* Aim: Write out the material again word for word, dropping any images it holds.

* Data provided:

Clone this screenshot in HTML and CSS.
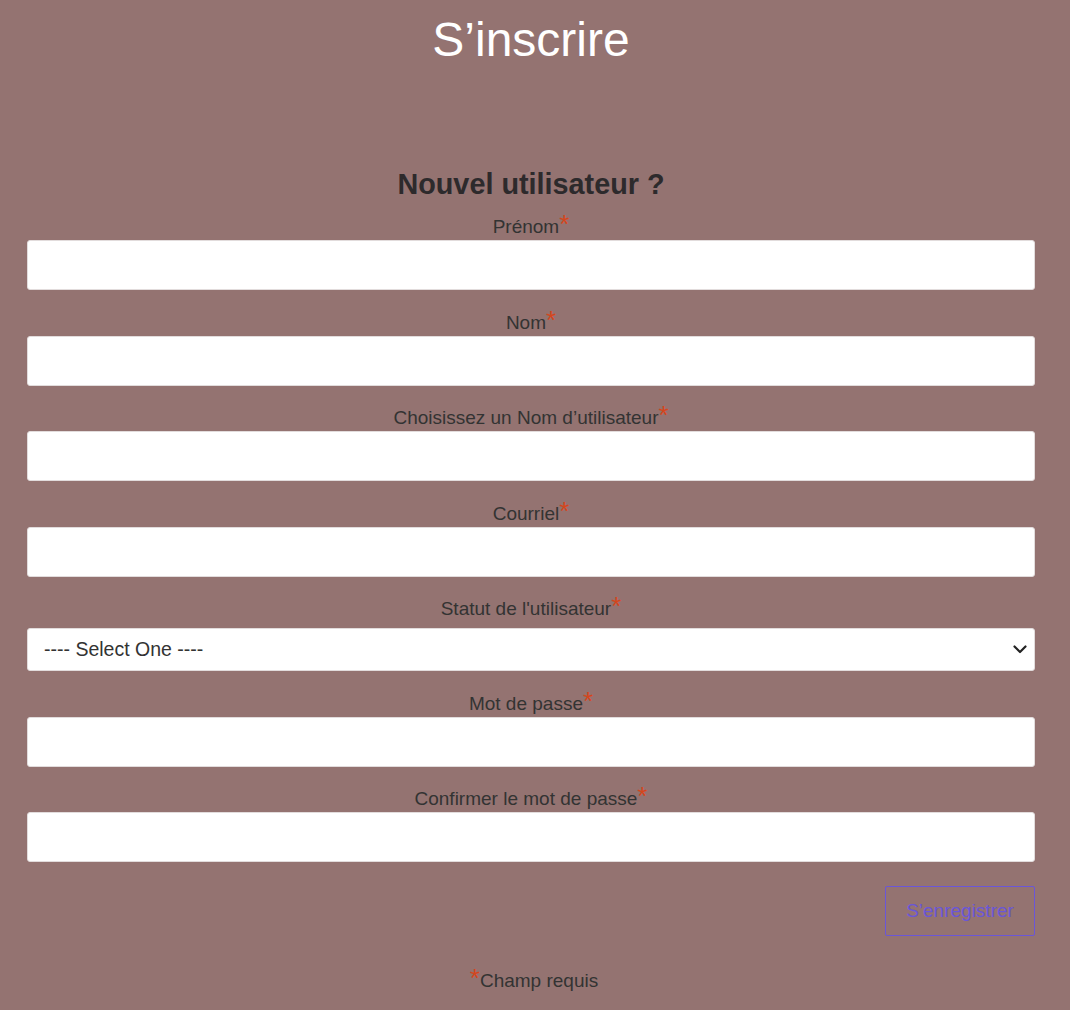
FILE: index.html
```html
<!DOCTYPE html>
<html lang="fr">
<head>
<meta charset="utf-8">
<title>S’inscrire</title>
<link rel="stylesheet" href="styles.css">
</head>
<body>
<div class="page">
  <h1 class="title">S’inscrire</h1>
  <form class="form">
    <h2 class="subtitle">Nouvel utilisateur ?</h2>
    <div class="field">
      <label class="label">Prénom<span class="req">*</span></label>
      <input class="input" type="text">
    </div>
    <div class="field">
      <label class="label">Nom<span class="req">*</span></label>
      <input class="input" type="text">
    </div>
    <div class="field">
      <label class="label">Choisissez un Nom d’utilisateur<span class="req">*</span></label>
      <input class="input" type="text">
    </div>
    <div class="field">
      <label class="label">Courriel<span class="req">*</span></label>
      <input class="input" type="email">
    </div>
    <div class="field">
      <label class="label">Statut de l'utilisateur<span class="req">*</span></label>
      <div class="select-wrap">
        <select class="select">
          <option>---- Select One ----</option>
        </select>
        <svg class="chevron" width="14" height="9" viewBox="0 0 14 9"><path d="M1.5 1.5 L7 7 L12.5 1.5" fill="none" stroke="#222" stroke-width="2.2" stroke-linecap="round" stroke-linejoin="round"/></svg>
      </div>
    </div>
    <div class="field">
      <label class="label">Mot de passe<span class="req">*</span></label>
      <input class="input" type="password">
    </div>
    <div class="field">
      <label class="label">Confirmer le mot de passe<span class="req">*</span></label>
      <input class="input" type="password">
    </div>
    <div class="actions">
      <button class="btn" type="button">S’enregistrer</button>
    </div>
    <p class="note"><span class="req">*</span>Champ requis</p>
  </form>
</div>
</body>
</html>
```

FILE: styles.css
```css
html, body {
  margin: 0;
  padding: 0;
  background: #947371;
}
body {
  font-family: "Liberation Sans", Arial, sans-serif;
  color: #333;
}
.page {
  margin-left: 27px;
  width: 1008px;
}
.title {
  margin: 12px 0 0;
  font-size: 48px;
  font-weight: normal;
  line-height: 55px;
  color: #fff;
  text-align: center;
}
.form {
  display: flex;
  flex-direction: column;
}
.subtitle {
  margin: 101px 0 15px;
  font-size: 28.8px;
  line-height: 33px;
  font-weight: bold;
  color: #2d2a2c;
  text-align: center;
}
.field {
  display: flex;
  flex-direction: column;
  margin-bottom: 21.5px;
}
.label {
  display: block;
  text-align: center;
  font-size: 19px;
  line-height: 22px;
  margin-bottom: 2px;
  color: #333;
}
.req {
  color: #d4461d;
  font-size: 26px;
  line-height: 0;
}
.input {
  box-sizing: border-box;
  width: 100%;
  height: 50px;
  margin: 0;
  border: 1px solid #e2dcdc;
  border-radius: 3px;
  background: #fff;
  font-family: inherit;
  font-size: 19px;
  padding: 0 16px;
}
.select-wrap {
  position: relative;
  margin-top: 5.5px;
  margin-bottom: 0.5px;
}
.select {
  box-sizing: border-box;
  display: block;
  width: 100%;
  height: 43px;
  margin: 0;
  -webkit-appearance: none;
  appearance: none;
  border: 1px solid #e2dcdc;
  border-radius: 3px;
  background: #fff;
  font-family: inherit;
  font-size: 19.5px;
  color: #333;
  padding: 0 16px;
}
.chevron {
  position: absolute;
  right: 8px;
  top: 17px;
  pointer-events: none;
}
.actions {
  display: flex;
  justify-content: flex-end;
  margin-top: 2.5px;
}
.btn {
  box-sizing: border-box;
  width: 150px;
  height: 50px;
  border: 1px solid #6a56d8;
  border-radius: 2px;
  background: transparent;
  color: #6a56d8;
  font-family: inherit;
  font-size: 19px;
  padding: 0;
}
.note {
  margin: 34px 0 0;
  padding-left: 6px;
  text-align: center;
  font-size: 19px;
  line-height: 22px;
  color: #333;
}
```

* Answer:
Clone this screenshot in HTML and CSS.
FILE: index.html
```html
<!DOCTYPE html>
<html lang="fr">
<head>
<meta charset="utf-8">
<title>S’inscrire</title>
<link rel="stylesheet" href="styles.css">
</head>
<body>
<div class="page">
  <h1 class="title">S’inscrire</h1>
  <form class="form">
    <h2 class="subtitle">Nouvel utilisateur ?</h2>
    <div class="field">
      <label class="label">Prénom<span class="req">*</span></label>
      <input class="input" type="text">
    </div>
    <div class="field">
      <label class="label">Nom<span class="req">*</span></label>
      <input class="input" type="text">
    </div>
    <div class="field">
      <label class="label">Choisissez un Nom d’utilisateur<span class="req">*</span></label>
      <input class="input" type="text">
    </div>
    <div class="field">
      <label class="label">Courriel<span class="req">*</span></label>
      <input class="input" type="email">
    </div>
    <div class="field">
      <label class="label">Statut de l'utilisateur<span class="req">*</span></label>
      <div class="select-wrap">
        <select class="select">
          <option>---- Select One ----</option>
        </select>
        <svg class="chevron" width="14" height="9" viewBox="0 0 14 9"><path d="M1.5 1.5 L7 7 L12.5 1.5" fill="none" stroke="#222" stroke-width="2.2" stroke-linecap="round" stroke-linejoin="round"/></svg>
      </div>
    </div>
    <div class="field">
      <label class="label">Mot de passe<span class="req">*</span></label>
      <input class="input" type="password">
    </div>
    <div class="field">
      <label class="label">Confirmer le mot de passe<span class="req">*</span></label>
      <input class="input" type="password">
    </div>
    <div class="actions">
      <button class="btn" type="button">S’enregistrer</button>
    </div>
    <p class="note"><span class="req">*</span>Champ requis</p>
  </form>
</div>
</body>
</html>
```

FILE: styles.css
```css
html, body {
  margin: 0;
  padding: 0;
  background: #947371;
}
body {
  font-family: "Liberation Sans", Arial, sans-serif;
  color: #333;
}
.page {
  margin-left: 27px;
  width: 1008px;
}
.title {
  margin: 12px 0 0;
  font-size: 48px;
  font-weight: normal;
  line-height: 55px;
  color: #fff;
  text-align: center;
}
.form {
  display: flex;
  flex-direction: column;
}
.subtitle {
  margin: 101px 0 15px;
  font-size: 28.8px;
  line-height: 33px;
  font-weight: bold;
  color: #2d2a2c;
  text-align: center;
}
.field {
  display: flex;
  flex-direction: column;
  margin-bottom: 21.5px;
}
.label {
  display: block;
  text-align: center;
  font-size: 19px;
  line-height: 22px;
  margin-bottom: 2px;
  color: #333;
}
.req {
  color: #d4461d;
  font-size: 26px;
  line-height: 0;
}
.input {
  box-sizing: border-box;
  width: 100%;
  height: 50px;
  margin: 0;
  border: 1px solid #e2dcdc;
  border-radius: 3px;
  background: #fff;
  font-family: inherit;
  font-size: 19px;
  padding: 0 16px;
}
.select-wrap {
  position: relative;
  margin-top: 5.5px;
  margin-bottom: 0.5px;
}
.select {
  box-sizing: border-box;
  display: block;
  width: 100%;
  height: 43px;
  margin: 0;
  -webkit-appearance: none;
  appearance: none;
  border: 1px solid #e2dcdc;
  border-radius: 3px;
  background: #fff;
  font-family: inherit;
  font-size: 19.5px;
  color: #333;
  padding: 0 16px;
}
.chevron {
  position: absolute;
  right: 8px;
  top: 17px;
  pointer-events: none;
}
.actions {
  display: flex;
  justify-content: flex-end;
  margin-top: 2.5px;
}
.btn {
  box-sizing: border-box;
  width: 150px;
  height: 50px;
  border: 1px solid #6a56d8;
  border-radius: 2px;
  background: transparent;
  color: #6a56d8;
  font-family: inherit;
  font-size: 19px;
  padding: 0;
}
.note {
  margin: 34px 0 0;
  padding-left: 6px;
  text-align: center;
  font-size: 19px;
  line-height: 22px;
  color: #333;
}
```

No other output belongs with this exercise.